§ **Set task**: Give every line back verbatim, dropping all images.

§ **Raw data**:
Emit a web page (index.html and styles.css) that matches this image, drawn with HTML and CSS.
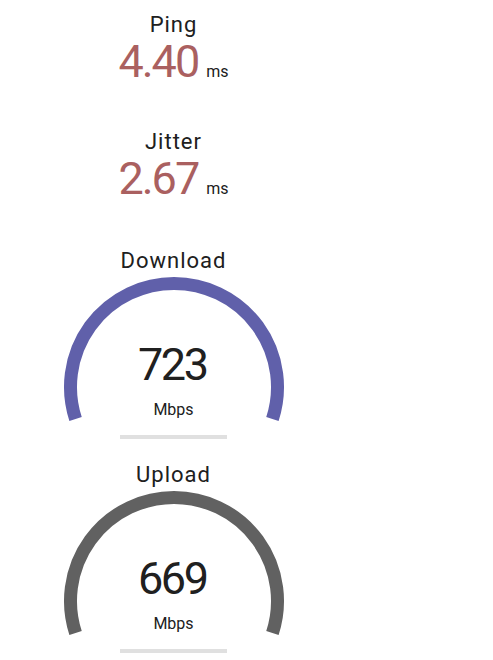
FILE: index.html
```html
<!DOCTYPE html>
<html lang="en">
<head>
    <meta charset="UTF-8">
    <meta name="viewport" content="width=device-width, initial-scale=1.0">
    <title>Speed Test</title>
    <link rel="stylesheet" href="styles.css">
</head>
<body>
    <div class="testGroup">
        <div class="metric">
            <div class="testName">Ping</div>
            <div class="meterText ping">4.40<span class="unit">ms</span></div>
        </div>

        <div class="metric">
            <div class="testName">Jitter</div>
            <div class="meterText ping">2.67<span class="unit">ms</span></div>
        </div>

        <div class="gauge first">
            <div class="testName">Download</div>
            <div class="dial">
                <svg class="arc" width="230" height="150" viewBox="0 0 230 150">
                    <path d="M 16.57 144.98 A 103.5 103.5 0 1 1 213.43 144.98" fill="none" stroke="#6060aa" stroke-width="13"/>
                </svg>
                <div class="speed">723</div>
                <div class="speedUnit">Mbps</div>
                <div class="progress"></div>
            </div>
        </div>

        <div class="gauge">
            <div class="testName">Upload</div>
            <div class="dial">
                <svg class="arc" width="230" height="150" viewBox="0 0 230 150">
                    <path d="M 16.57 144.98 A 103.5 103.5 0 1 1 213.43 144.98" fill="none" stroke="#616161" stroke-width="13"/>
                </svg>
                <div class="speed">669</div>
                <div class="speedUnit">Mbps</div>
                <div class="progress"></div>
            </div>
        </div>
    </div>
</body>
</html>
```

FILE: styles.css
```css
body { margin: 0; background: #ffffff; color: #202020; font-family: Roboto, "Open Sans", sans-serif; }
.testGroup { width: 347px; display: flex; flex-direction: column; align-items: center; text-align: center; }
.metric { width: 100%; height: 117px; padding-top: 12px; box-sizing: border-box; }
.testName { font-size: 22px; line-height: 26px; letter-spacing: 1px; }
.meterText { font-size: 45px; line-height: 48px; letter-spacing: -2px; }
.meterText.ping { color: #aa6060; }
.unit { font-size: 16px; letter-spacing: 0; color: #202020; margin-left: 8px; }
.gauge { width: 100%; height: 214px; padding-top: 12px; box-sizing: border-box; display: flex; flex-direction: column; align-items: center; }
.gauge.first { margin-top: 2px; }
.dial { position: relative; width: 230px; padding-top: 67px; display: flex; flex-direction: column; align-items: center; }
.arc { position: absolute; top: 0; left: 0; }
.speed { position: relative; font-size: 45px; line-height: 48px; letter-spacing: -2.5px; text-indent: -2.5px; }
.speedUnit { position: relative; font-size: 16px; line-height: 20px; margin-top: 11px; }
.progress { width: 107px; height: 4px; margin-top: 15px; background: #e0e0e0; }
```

§ **Result of the exercise**:
Emit a web page (index.html and styles.css) that matches this image, drawn with HTML and CSS.
FILE: index.html
```html
<!DOCTYPE html>
<html lang="en">
<head>
    <meta charset="UTF-8">
    <meta name="viewport" content="width=device-width, initial-scale=1.0">
    <title>Speed Test</title>
    <link rel="stylesheet" href="styles.css">
</head>
<body>
    <div class="testGroup">
        <div class="metric">
            <div class="testName">Ping</div>
            <div class="meterText ping">4.40<span class="unit">ms</span></div>
        </div>

        <div class="metric">
            <div class="testName">Jitter</div>
            <div class="meterText ping">2.67<span class="unit">ms</span></div>
        </div>

        <div class="gauge first">
            <div class="testName">Download</div>
            <div class="dial">
                <svg class="arc" width="230" height="150" viewBox="0 0 230 150">
                    <path d="M 16.57 144.98 A 103.5 103.5 0 1 1 213.43 144.98" fill="none" stroke="#6060aa" stroke-width="13"/>
                </svg>
                <div class="speed">723</div>
                <div class="speedUnit">Mbps</div>
                <div class="progress"></div>
            </div>
        </div>

        <div class="gauge">
            <div class="testName">Upload</div>
            <div class="dial">
                <svg class="arc" width="230" height="150" viewBox="0 0 230 150">
                    <path d="M 16.57 144.98 A 103.5 103.5 0 1 1 213.43 144.98" fill="none" stroke="#616161" stroke-width="13"/>
                </svg>
                <div class="speed">669</div>
                <div class="speedUnit">Mbps</div>
                <div class="progress"></div>
            </div>
        </div>
    </div>
</body>
</html>
```

FILE: styles.css
```css
body { margin: 0; background: #ffffff; color: #202020; font-family: Roboto, "Open Sans", sans-serif; }
.testGroup { width: 347px; display: flex; flex-direction: column; align-items: center; text-align: center; }
.metric { width: 100%; height: 117px; padding-top: 12px; box-sizing: border-box; }
.testName { font-size: 22px; line-height: 26px; letter-spacing: 1px; }
.meterText { font-size: 45px; line-height: 48px; letter-spacing: -2px; }
.meterText.ping { color: #aa6060; }
.unit { font-size: 16px; letter-spacing: 0; color: #202020; margin-left: 8px; }
.gauge { width: 100%; height: 214px; padding-top: 12px; box-sizing: border-box; display: flex; flex-direction: column; align-items: center; }
.gauge.first { margin-top: 2px; }
.dial { position: relative; width: 230px; padding-top: 67px; display: flex; flex-direction: column; align-items: center; }
.arc { position: absolute; top: 0; left: 0; }
.speed { position: relative; font-size: 45px; line-height: 48px; letter-spacing: -2.5px; text-indent: -2.5px; }
.speedUnit { position: relative; font-size: 16px; line-height: 20px; margin-top: 11px; }
.progress { width: 107px; height: 4px; margin-top: 15px; background: #e0e0e0; }
```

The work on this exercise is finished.